- DIRECTION
Filter this data down to the lines that hold "index", and copy them.

- - -

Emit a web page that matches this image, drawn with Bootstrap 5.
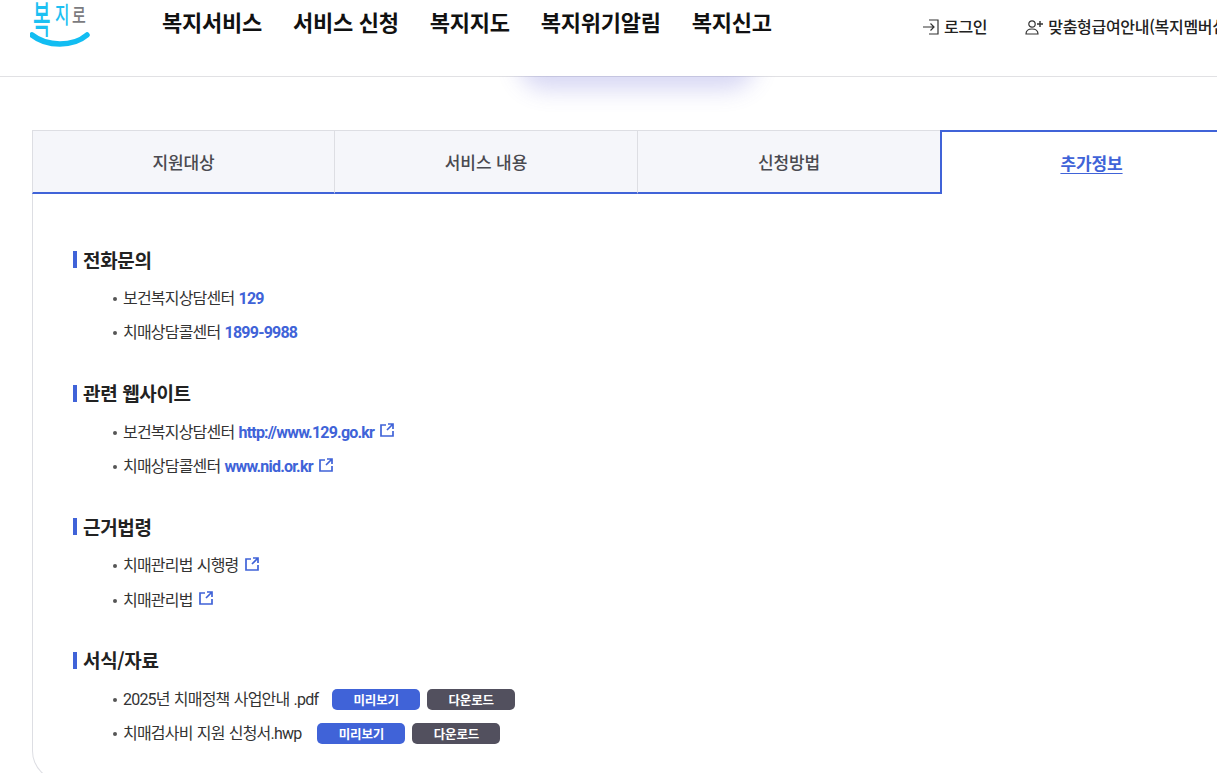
<!DOCTYPE html>
<html lang="ko">
<head>
<meta charset="utf-8">
<title>복지로</title>
<link href="https://cdn.jsdelivr.net/npm/bootstrap@5.3.0/dist/css/bootstrap.min.css" rel="stylesheet">
<style>
html,body{height:773px;overflow:hidden;background:#fff}
body{font-family:"Roboto","Noto Sans CJK KR",sans-serif;color:#222;width:1217px}
.site-head{height:77px;border-bottom:1px solid #e1e1e4;position:relative;background:#fff;overflow:visible;width:1217px}
.head-clip{height:76px;overflow:hidden;position:relative;z-index:2}
.logo-box{width:162px;padding-left:33px;flex:none}
.logo-word{font-family:"Noto Sans CJK KR",sans-serif;height:32px;color:#1cc0f2;white-space:nowrap;font-weight:500;display:flex;align-items:flex-start}
.logo-word span{display:inline-block;transform-origin:0 0;line-height:1}
.logo-a{font-size:38px;width:22px;margin-top:-2px;transform:scaleX(.5)}
.logo-b{font-size:23px;width:17px;margin-top:2px;transform:scaleX(.68)}
.logo-c{font-size:20px;margin-top:5px;color:#7b7b80;transform:scaleX(.75)}
.logo-smile{display:block;width:60px;height:16px;margin-left:-3px}
.gnb{gap:31px;padding-top:8px;width:760px;flex:none;margin-top:-3px}
.gnb-item{font-family:"Noto Sans CJK KR",sans-serif;font-size:22px;font-weight:700;line-height:32px;color:#111;letter-spacing:-.25px;white-space:nowrap;text-decoration:none}
.util{font-family:"Noto Sans CJK KR",sans-serif;font-size:16px;font-weight:500;color:#222;letter-spacing:-.3px;white-space:nowrap;line-height:24px;padding-top:14px;text-decoration:none}
.util svg{margin-top:4px}
.util-two{margin-left:38px}
.glow{position:absolute;left:526px;top:56px;width:222px;height:20px;box-shadow:0 6px 22px 8px rgba(90,90,210,.24);border-radius:0 0 30px 30px;z-index:1}
.wrap{margin:53px 0 0 32px;width:1212px}
.tab-row{height:64px}
.tab-cell{flex:0 0 303px;height:64px;background:#f5f6fa;border:1px solid #dddee3;border-left-width:0;border-bottom:2px solid #4063d8;display:flex;align-items:center;justify-content:center;font-family:"Noto Sans CJK KR",sans-serif;font-size:17px;font-weight:500;color:#4a4a50;letter-spacing:-.1px;text-decoration:none;padding-top:1px}
.tab-cell:first-child{border-left-width:1px}
.tab-cell.on{background:#fff;border:0;border-top:2px solid #4063d8;border-left:2px solid #4063d8;color:#4063d8;font-weight:700;text-decoration:underline;text-underline-offset:3px;padding:0 2px 0 0;margin-left:-1px;letter-spacing:-.1px}
.panel{border:1px solid #dddee3;border-top:0;border-radius:0 0 0 30px;padding:57px 0 0 40px;height:587px}
.sect{margin-bottom:34px}
.sect-title{font-family:"Noto Sans CJK KR",sans-serif;font-size:19px;font-weight:700;color:#222;letter-spacing:-.35px;line-height:24px;border-left:4px solid #4063d8;padding-left:6px;height:17px;display:flex;align-items:center;margin:0 0 14px}
.info-list{list-style:none;margin:0;padding:0 0 0 40px}
.info-list li{font-size:16px;line-height:24px;height:34.300px;letter-spacing:-.8px;word-spacing:1px;color:#333;display:flex;align-items:center;white-space:nowrap}
.info-list li::before{content:"";width:4px;height:4px;border-radius:50%;background:#555;margin-right:6px;flex:none}
.info-list a{color:#4063d8;font-weight:700;text-decoration:none}
.ext{width:14px;height:14px;margin-left:6px;margin-top:-5px;flex:none}
.file-btn{font-family:"Noto Sans CJK KR",sans-serif;width:88px;height:21px;padding:0;border:0;border-radius:5px;font-size:12.500px;font-weight:700;line-height:21px;color:#fff;text-align:center;letter-spacing:-.2px;margin-top:-1px}
.info-list li + li .file-btn{margin-top:-2px}
.file-btn.see{background:#4063d8;margin-left:14px}
.file-btn.get{background:#52505e;margin-left:7px}
.info-list li + li .file-btn.see{margin-left:16px}
.btn.file-btn:hover{color:#fff}
</style>
</head>
<body>
<header class="site-head">
  <div class="glow"></div>
  <div class="head-clip d-flex align-items-start bg-white">
    <div class="logo-box">
      <div class="logo-word"><span class="logo-a">복</span><span class="logo-b">지</span><span class="logo-c">로</span></div>
      <svg class="logo-smile" viewBox="0 0 60 16"><path d="M2 3C17 15 43 15 57 3" fill="none" stroke="#12bdf2" stroke-width="5.500" stroke-linecap="round"/></svg>
    </div>
    <nav class="gnb d-flex">
      <a class="gnb-item" href="#">복지서비스</a>
      <a class="gnb-item" href="#">서비스 신청</a>
      <a class="gnb-item" href="#">복지지도</a>
      <a class="gnb-item" href="#">복지위기알림</a>
      <a class="gnb-item" href="#">복지신고</a>
    </nav>
    <a class="util d-flex align-items-start" href="#">
      <svg class="me-1" width="18" height="18" viewBox="0 0 18 18"><path d="M1 9H12M8.500 5.500L12 9L8.500 12.500M7 2H16V16H7" fill="none" stroke="#333" stroke-width="1.200"/></svg>로그인</a>
    <a class="util util-two d-flex align-items-start" href="#">
      <svg class="me-1" width="19" height="18" viewBox="0 0 19 18"><circle cx="7" cy="6" r="3.200" fill="none" stroke="#333" stroke-width="1.200"/><path d="M1 16C1 12 4 11 7 11S13 12 13 16Z" fill="none" stroke="#333" stroke-width="1.200"/><path d="M12 6H18M15 3V9" stroke="#333" stroke-width="1.400"/></svg>맞춤형급여안내(복지멤버십)</a>
  </div>
</header>
<main class="wrap">
  <div class="tab-row d-flex">
    <a class="tab-cell" href="#">지원대상</a>
    <a class="tab-cell" href="#">서비스 내용</a>
    <a class="tab-cell" href="#">신청방법</a>
    <a class="tab-cell on" href="#">추가정보</a>
  </div>
  <div class="panel">
    <section class="sect">
      <h3 class="sect-title">전화문의</h3>
      <ul class="info-list">
        <li>보건복지상담센터&nbsp;<a href="#">129</a></li>
        <li>치매상담콜센터&nbsp;<a href="#">1899-9988</a></li>
      </ul>
    </section>
    <section class="sect">
      <h3 class="sect-title">관련 웹사이트</h3>
      <ul class="info-list">
        <li>보건복지상담센터&nbsp;<a href="#">http://www.129.go.kr</a><svg class="ext" viewBox="0 0 14 14"><path d="M6 2H1V13H13V8M8 1H13V6M13 1L7 7" fill="none" stroke="#4063d8" stroke-width="1.700"/></svg></li>
        <li>치매상담콜센터&nbsp;<a href="#">www.nid.or.kr</a><svg class="ext" viewBox="0 0 14 14"><path d="M6 2H1V13H13V8M8 1H13V6M13 1L7 7" fill="none" stroke="#4063d8" stroke-width="1.700"/></svg></li>
      </ul>
    </section>
    <section class="sect">
      <h3 class="sect-title">근거법령</h3>
      <ul class="info-list">
        <li>치매관리법 시행령<svg class="ext" viewBox="0 0 14 14"><path d="M6 2H1V13H13V8M8 1H13V6M13 1L7 7" fill="none" stroke="#4063d8" stroke-width="1.700"/></svg></li>
        <li>치매관리법<svg class="ext" viewBox="0 0 14 14"><path d="M6 2H1V13H13V8M8 1H13V6M13 1L7 7" fill="none" stroke="#4063d8" stroke-width="1.700"/></svg></li>
      </ul>
    </section>
    <section class="sect">
      <h3 class="sect-title">서식/자료</h3>
      <ul class="info-list">
        <li>2025년 치매정책 사업안내 .pdf<button class="btn file-btn see">미리보기</button><button class="btn file-btn get">다운로드</button></li>
        <li>치매검사비 지원 신청서.hwp<button class="btn file-btn see">미리보기</button><button class="btn file-btn get">다운로드</button></li>
      </ul>
    </section>
  </div>
</main>
<script src="https://cdn.jsdelivr.net/npm/bootstrap@5.3.0/dist/js/bootstrap.bundle.min.js"></script>
</body>
</html>
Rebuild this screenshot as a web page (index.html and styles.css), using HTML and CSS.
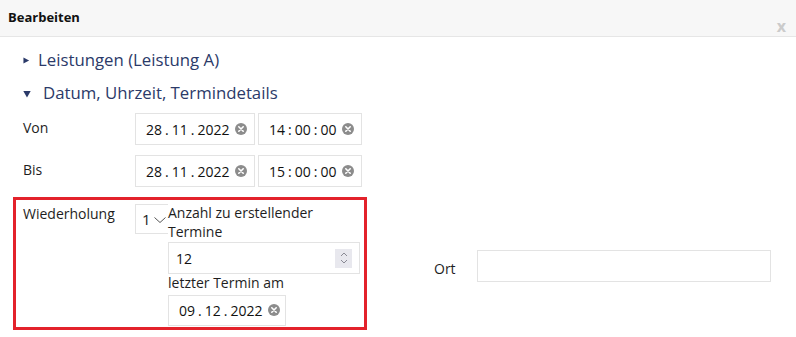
FILE: index.html
```html
<!DOCTYPE html>
<html lang="de">
<head>
  <meta charset="UTF-8">
  <meta name='viewport' content='width=device-width, initial-scale=1' />
  <title>Bearbeiten</title>
  <link rel="stylesheet" href="styles.css">
</head>
<body>

  <div class="Dialog">
    <div class="Dialog__head">
      <span class="Dialog__title">Bearbeiten</span>
      <span class="Dialog__close">x</span>
    </div>

    <div class="Dialog__body">
      <div class="Section Section--closed">
        <svg class="Section__arrow" viewBox="0 0 8 8"><path d="M0.5 0.5L7 4 0.5 7.5z"/></svg>
        <span class="Section__title">Leistungen (Leistung A)</span>
      </div>
      <div class="Section Section--open">
        <svg class="Section__arrow" viewBox="0 0 8 8"><path d="M0.3 1L7.7 1 4 7.5z"/></svg>
        <span class="Section__title">Datum, Uhrzeit, Termindetails</span>
      </div>

      <div class="Row">
        <label class="Row__label">Von</label>
        <div class="Field Field--date">
          <span class="Seg">28</span><span class="Sep">.</span><span class="Seg">11</span><span class="Sep">.</span><span class="Seg">2022</span>
          <svg class="Clear" viewBox="0 0 12 12"><circle cx="6" cy="6" r="6"/><path d="M3.8 3.8l4.4 4.4M8.2 3.8l-4.4 4.4"/></svg>
        </div>
        <div class="Field Field--time">
          <span class="Seg">14</span><span class="Sep">:</span><span class="Seg">00</span><span class="Sep">:</span><span class="Seg">00</span>
          <svg class="Clear" viewBox="0 0 12 12"><circle cx="6" cy="6" r="6"/><path d="M3.8 3.8l4.4 4.4M8.2 3.8l-4.4 4.4"/></svg>
        </div>
      </div>

      <div class="Row">
        <label class="Row__label">Bis</label>
        <div class="Field Field--date">
          <span class="Seg">28</span><span class="Sep">.</span><span class="Seg">11</span><span class="Sep">.</span><span class="Seg">2022</span>
          <svg class="Clear" viewBox="0 0 12 12"><circle cx="6" cy="6" r="6"/><path d="M3.8 3.8l4.4 4.4M8.2 3.8l-4.4 4.4"/></svg>
        </div>
        <div class="Field Field--time">
          <span class="Seg">15</span><span class="Sep">:</span><span class="Seg">00</span><span class="Sep">:</span><span class="Seg">00</span>
          <svg class="Clear" viewBox="0 0 12 12"><circle cx="6" cy="6" r="6"/><path d="M3.8 3.8l4.4 4.4M8.2 3.8l-4.4 4.4"/></svg>
        </div>
      </div>

      <div class="Repeat">
        <div class="Repeat__box">
          <label class="Repeat__label">Wiederholung</label>
          <div class="Select">
            <span>1</span>
            <svg class="Select__chevron" viewBox="0 0 12 6"><path d="M0.5 0.5l5.5 5 5.5-5"/></svg>
          </div>
          <div class="Repeat__col">
            <div class="Repeat__text">Anzahl zu erstellender Termine</div>
            <div class="Field Field--number">
              <span>12</span>
              <span class="Spin">
                <svg viewBox="0 0 8 16"><path d="M1 6l3-3 3 3M1 10l3 3 3-3"/></svg>
              </span>
            </div>
            <div class="Repeat__text">letzter Termin am</div>
            <div class="Field Field--last">
              <span class="Seg">09</span><span class="Sep">.</span><span class="Seg">12</span><span class="Sep">.</span><span class="Seg">2022</span>
              <svg class="Clear" viewBox="0 0 12 12"><circle cx="6" cy="6" r="6"/><path d="M3.8 3.8l4.4 4.4M8.2 3.8l-4.4 4.4"/></svg>
            </div>
          </div>
        </div>

        <div class="Place">
          <label class="Place__label">Ort</label>
          <div class="Field Field--place"></div>
        </div>
      </div>
    </div>
  </div>

</body>
</html>
```

FILE: styles.css
```css
*,
*::before,
*::after {
  box-sizing: border-box;
}
html, body {
  margin: 0;
  padding: 0;
  background: #fff;
}
body {
  font-family: "Open Sans", "Liberation Sans", sans-serif;
  font-size: 14px;
  color: #1e1e1e;
}

.Dialog__head {
  display: flex;
  height: 37px;
  padding: 0 0 0 8px;
  align-items: center;
  background-color: #f7f7f7;
  border-bottom: 1px solid #e6e6e6;
}
.Dialog__title {
  font-size: 13px;
  font-weight: 700;
  color: #111;
  margin-top: -2px;
}
.Dialog__close {
  margin-left: auto;
  margin-right: 10px;
  align-self: flex-end;
  margin-bottom: 2px;
  font-size: 16px;
  font-weight: 700;
  line-height: 16px;
  color: #cbcbcb;
}

.Dialog__body {
  padding: 12px 0 0 23px;
}

.Section {
  display: flex;
  align-items: center;
  height: 22px;
  color: #2b3a69;
  font-size: 16.8px;
  line-height: 22px;
}
.Section + .Section {
  margin-top: 11px;
}
.Section__arrow {
  width: 7px;
  height: 7px;
  margin-right: 8px;
  margin-top: 1px;
  fill: #2b3a69;
}
.Section--open .Section__arrow {
  width: 8px;
  height: 8px;
  margin-right: 12px;
}

.Row {
  display: flex;
}
.Section + .Row {
  margin-top: 9px;
}
.Row + .Row {
  margin-top: 10px;
}
.Row__label {
  width: 112px;
  padding-top: 5px;
  line-height: 19px;
}

.Field {
  display: flex;
  align-items: center;
  height: 32px;
  border: 1px solid #e3e3e3;
  background: #fff;
  font-size: 14px;
  color: #111;
}
.Field--date {
  width: 120px;
  padding-left: 10px;
}
.Field--time {
  width: 104px;
  margin-left: 3px;
  padding-left: 10px;
}
.Sep {
  margin: 0 3px;
}
.Clear {
  width: 12px;
  height: 12px;
  margin-left: 6px;
}
.Clear circle {
  fill: #8c8c8c;
}
.Clear path {
  stroke: #fff;
  stroke-width: 1.6;
  stroke-linecap: round;
}

.Repeat {
  display: flex;
  align-items: flex-start;
  margin-top: 10px;
  margin-left: -10px;
}
.Repeat__box {
  display: flex;
  align-items: flex-start;
  width: 354px;
  height: 133px;
  padding: 4px 0 0 7px;
  border: 3px solid #e3222b;
}
.Repeat__label {
  width: 112px;
  line-height: 19px;
}
.Select {
  display: flex;
  align-items: center;
  width: 33px;
  height: 30px;
  padding-left: 6px;
  border: 1px solid #e3e3e3;
  border-right: none;
  font-size: 15px;
}
.Select__chevron {
  width: 12px;
  height: 6px;
  margin-left: 3px;
  margin-top: 2px;
  fill: none;
  stroke: #555;
  stroke-width: 1;
}
.Repeat__col {
  width: 192px;
}
.Repeat__text {
  line-height: 18.5px;
  width: 170px;
}
.Field--number {
  width: 192px;
  margin-top: 1px;
  padding: 0 7px;
  justify-content: space-between;
}
.Spin {
  display: flex;
  align-items: center;
  justify-content: center;
  width: 17px;
  height: 19px;
  background: #e8e8ee;
}
.Spin svg {
  width: 8px;
  height: 16px;
  fill: none;
  stroke: #8a8a94;
  stroke-width: 1;
}
.Field--last {
  width: 118px;
  height: 31px;
  margin-top: 2px;
  padding-left: 10px;
}

.Place {
  display: flex;
  align-items: center;
  margin-top: 53px;
  margin-left: 67px;
}
.Place__label {
  width: 43px;
  margin-top: 4px;
}
.Field--place {
  width: 294px;
  height: 32px;
}
```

- - -

- EXERCISE RESULT
.head-clip{height:76px;overflow:hidden;position:relative;z-index:2}
.glow{position:absolute;left:526px;top:56px;width:222px;height:20px;box-shadow:0 6px 22px 8px rgba(90,90,210,.24);border-radius:0 0 30px 30px;z-index:1}
Rebuild this screenshot as a web page (index.html and styles.css), using HTML and CSS.
FILE: index.html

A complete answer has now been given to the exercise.